As you can check here, it was very hard for many people (including me) to understand editorial's solution for problem 758E - Broken Tree. The solution has two parts: one DFS to compute the current, minimum and maximum weights for each subtree and check if we should print -1; and then a second DFS to reduce the values of the edges and fix the tree. The explanation for the first part is great, just check it and remember to ignore the "dp" prefix in variable names (there is no overlapping subproblems, so that's not dynamic programming). But when it came to explain the second part (which is the harder one), the author decided to spare words. So here it goes the full explanation. I'll assume you've read the explanation for the first part and I'll use the same (bad) variable names.
Before calling dfs2(1)
, we should create an array goal
such that goal[u]
will store how many units we should remove from the edges of the subtree rooted at u
. Therefore we should start with goal[1] = dpw[1]-dpmax[1]
.
The second DFS is a "pre-order" traversal in the following sense. Suppose we're visiting u
. First, we should break the value goal[u]

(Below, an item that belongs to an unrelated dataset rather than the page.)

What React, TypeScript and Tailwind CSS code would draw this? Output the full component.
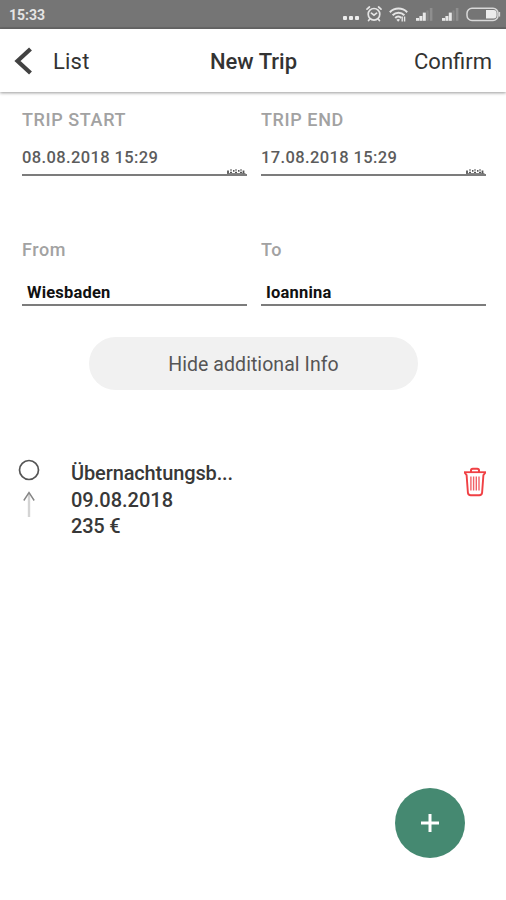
import React from 'react';

interface Expense {
  id: number;
  title: string;
  date: string;
  amount: string;
}

const expenses: Expense[] = [
  { id: 1, title: 'Übernachtungsb...', date: '09.08.2018', amount: '235 €' },
];

function AlarmIcon() {
  return (
    <svg width="16" height="16" viewBox="0 0 16 16" fill="none" stroke="#e4e4e4" strokeWidth="1.7" strokeLinecap="round">
      <circle cx="8" cy="8.3" r="5.8" />
      <path d="M1 3.2 3.4 1M15 3.2 12.6 1M5.4 7.2 8 9.2l2.6-2M3.8 13l-1.2 1.6M12.2 13l1.2 1.6" />
    </svg>
  );
}

function WifiIcon() {
  return (
    <svg width="19" height="15" viewBox="0 0 19 15" fill="none" stroke="#e4e4e4" strokeWidth="2">
      <path d="M.8 5.2C5.8.4 13.2.4 18.2 5.2" />
      <path d="M3.6 8.2C7 4.8 12 4.8 15.4 8.2" />
      <path d="M6.2 11c1.9-1.9 4.3-1.9 6 0" />
      <path d="M9.2 14.8 7.4 12.8q1.800-1.400 3.600 0z" fill="#e4e4e4" stroke="none" />
      <path d="M13.2 9.6v5M15.600 9.600v5" strokeWidth="1.4" />
    </svg>
  );
}

function SignalIcon() {
  return (
    <svg width="17" height="13" viewBox="0 0 17 13" fill="#e8e8e8">
      <rect x="0" y="10" width="3" height="2.8" />
      <rect x="3.4" y="8" width="3" height="4.8" />
      <rect x="6.8" y="4.6" width="3" height="8.2" />
      <rect x="10.4" y="2.4" width="2.2" height="10.4" fill="#868686" />
      <rect x="13.8" y="0" width="2.6" height="12.8" fill="#8e8e8e" />
    </svg>
  );
}

function BatteryIcon() {
  return (
    <svg width="35" height="15" viewBox="0 0 35 15" fill="none">
      <rect x="1" y="1.2" width="31" height="12.2" rx="5" stroke="#d8d8d8" strokeWidth="1.5" />
      <path d="M20 3h7.6q3 0 3 3v2.6q0 3-3 3H20z" fill="#ececec" />
      <path d="M33.4 5v4.6" stroke="#d8d8d8" strokeWidth="1.5" />
    </svg>
  );
}

// only the top edge of the calendar is visible above the underline
function CalendarEdge() {
  return (
    <svg width="20" height="6" viewBox="0 0 20 6" fill="none" stroke="#555">
      <path d="M2 5.5V2.5M7 2.8h1.5M12 2.8h1.500M17.500 2.500v3" strokeWidth="1.8" />
      <path d="M5 1v2M10 1v2M15 1v2" strokeWidth="1" />
      <path d="M4 4.400h2M9 4.400h2M14 4.400h2" strokeWidth="1.200" />
      <path d="M1 5.600h18.500" strokeWidth=".8" />
    </svg>
  );
}

function TrashIcon() {
  return (
    <svg width="24" height="30" viewBox="0 0 24 30" fill="none" stroke="#f04044">
      <path d="M8 5V3.6q0-1.8 1.8-1.8h4.4q1.8 0 1.8 1.8V5" strokeWidth="2" />
      <path d="M1 5.2h22" strokeWidth="1.8" />
      <path d="M1.6 5.5 3.6 8.2 4.9 25.6q.2 2.6 2.8 2.6h8.600q2.600 0 2.800-2.600L20.400 8.200l2-2.700" strokeWidth="1.9" />
      <path d="M7.9 9.5v14M10.6 9.5v14M13.3 9.5v14M16 9.5v14" strokeWidth="1.4" stroke="#f26266" />
    </svg>
  );
}

function DateField({ label, value }: { label: string; value: string }) {
  return (
    <div className="w-[225px] shrink-0">
      <p className="text-[18px] leading-6 font-medium tracking-[0.6px] text-[#a2a2a2]">{label}</p>
      <div className="mt-3.5 flex h-[30px] justify-between border-b-2 border-[#7c7c7c]">
        <span className="text-[16.5px] leading-6 font-medium tracking-[0.38px] text-[#5c5c5c]">{value}</span>
        <span className="mr-px self-end"><CalendarEdge /></span>
      </div>
    </div>
  );
}

function PlaceField({ label, value }: { label: string; value: string }) {
  return (
    <div className="w-[225px] shrink-0">
      <p className="text-[18px] leading-6 font-medium tracking-[0.6px] text-[#a2a2a2]">{label}</p>
      <div className="mt-[19px] h-[25px] border-b-2 border-[#7c7c7c] pl-[5px]">
        <span className="block text-[16.5px] leading-6 font-bold tracking-[0.2px] text-[#111]">{value}</span>
      </div>
    </div>
  );
}

export default function App() {
  return (
    <div className="relative flex h-[900px] w-[506px] flex-col overflow-hidden bg-white font-['Roboto',sans-serif]">
      <div className="flex h-[29px] shrink-0 items-center justify-between border-b-2 border-[#686868] bg-[#757575] pr-[5px] pl-[9px]">
        <span className="pt-1 text-[14px] font-bold text-[#e4e4e4]">15:33</span>
        <div className="flex items-center pt-px">
          <div className="mt-2 mr-[7px] flex gap-[2px]">
            <span className="size-1 rounded-[1px] bg-[#ececec]" />
            <span className="size-1 rounded-[1px] bg-[#ececec]" />
            <span className="size-1 rounded-[1px] bg-[#ececec]" />
          </div>
          <AlarmIcon />
          <span className="ml-[7px]"><WifiIcon /></span>
          <span className="ml-[8px]"><SignalIcon /></span>
          <span className="ml-[9px]"><SignalIcon /></span>
          <span className="ml-[7px]"><BatteryIcon /></span>
        </div>
      </div>

      <header className="grid h-[63px] shrink-0 grid-cols-3 items-center pr-[14px] pl-[14px] text-[22px] text-[#333] shadow-[0_1px_3px_rgba(0,0,0,0.4)]">
        <button className="flex items-center text-left">
          <svg width="19" height="28" viewBox="0 0 19 28" fill="none" stroke="#424242" strokeWidth="4.2">
            <path d="M16.5 2 3.5 14l13 12" />
          </svg>
          <span className="ml-5 pt-px tracking-[0.2px]">List</span>
        </button>
        <h1 className="pt-px pl-px text-center font-medium">New Trip</h1>
        <button className="pt-px text-right">Confirm</button>
      </header>

      <main className="pt-4 pr-5 pl-[22px]">
        <div className="flex gap-[14px]">
          <DateField label="TRIP START" value="08.08.2018 15:29" />
          <DateField label="TRIP END" value="17.08.2018 15:29" />
        </div>
        <div className="mt-[62px] flex gap-[14px]">
          <PlaceField label="From" value="Wiesbaden" />
          <PlaceField label="To" value="Ioannina" />
        </div>
        <button className="mt-[31px] ml-[67px] block h-[53px] w-[329px] rounded-full bg-[#f1f1f1] pt-0.5 text-[19.5px] tracking-[0.06px] text-[#555]">
          Hide additional Info
        </button>

        {expenses.map((expense) => (
          <div key={expense.id} className="mt-[69px] flex items-start">
            <div className="-ml-1 flex w-[22px] flex-col items-center">
              <svg width="22" height="22" viewBox="0 0 22 22" fill="none" stroke="#555" strokeWidth="1.7">
                <circle cx="11" cy="11" r="9.5" />
              </svg>
              <svg className="mt-2.5" width="14" height="28" viewBox="0 0 14 28" fill="none">
                <path d="M7 2v24" stroke="#d4d4d4" strokeWidth="2.4" />
                <path d="M1.8 9.5 7 1.5l5.2 8" stroke="#858585" strokeWidth="1.4" />
              </svg>
            </div>
            <div className="mt-px ml-[31px] text-[20px] leading-[26.5px] font-medium text-[#383838]">
              <p className="tracking-[-0.12px]">{expense.title}</p>
              <p>{expense.date}</p>
              <p className="tracking-[-0.2px]">{expense.amount}</p>
            </div>
            <button className="mt-2 -mr-px ml-auto"><TrashIcon /></button>
          </div>
        ))}
      </main>

      <button className="absolute right-[41px] bottom-[42px] flex size-[70px] items-center justify-center rounded-full bg-[#458971]">
        <svg width="18" height="18" viewBox="0 0 18 18" stroke="#fff" strokeWidth="3">
          <path d="M9 0v18M0 9h18" />
        </svg>
      </button>
    </div>
  );
}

and store the pieces in goal[v]
for each edge (u, v)
. In other words, we should break the goal for vertex u
into possibly smaller goals for the children of u
. Then we should call dfs2(v)
recursively only after no more transfers are possible from goal[u]
to the branch that contains v
. Let's see some code for this idea.
First, let's code a helper function to transfer w
units from goal[u]
to goal[v]
:
transfer(u, v, w):
goal[u] -= w
goal[v] += w
The first reduction is to remove the obligatory units, i.e., dpw[v]-dpmax[v]
:
dfs2(u):
for each (u, v, w, p) in E:
transfer(u, v, dpw[v]-dpmax[v])
After this reduction, it's possible that goal[u]
is still greater than zero (but never less than zero, by the construction of the arrays dpw
and dpmax
). Then we should greedily remove some units from the subtrees rooted at the children of u
, assuming their current weights as dpmax[v]
:
for each (u, v, w, p) in E:
transfer(u, v, min(goal[u], dpmax[v]-dpmin[v]))
We do that because it's always better to remove units from deeper edges (this is not hard to see). It's important to note that these two loops cannot be merged. We should take some additional units from the subtrees rooted at the children of u
only if taking the obligatory units was not enough.
Now, if goal[u]
is still greater than zero, then all we can do is to take some units from the edges adjacent to u
, assuming the current weights of the subtrees as dpmin[v]
. This is the last transfer operation from u
to each of its children, so we can finally do the recursion:
for each (u, v, w, p) in E:
tmp = min(goal[u], min(w-1, p-dpmin[v]))
w -= tmp
p -= tmp
goal[u] -= tmp
dfs2(v)
I'd like to thank Jakube for his submission 24488076 which helped me to understand the editorial's solution and hope this post can help others.
Here is my code: 24557663
Glad my submission was helpful ;-)
My initial attempt (which was similar but had a few bugs) was so messy, that at the end I couldn't tell up from down anymore. So in my second attempt, using the suggested solution from the editorial, I tried to be as clear as possible.
And yeah, it also took me quite a while to grasp, how exactly you have to divide the units (goal) between the children nodes.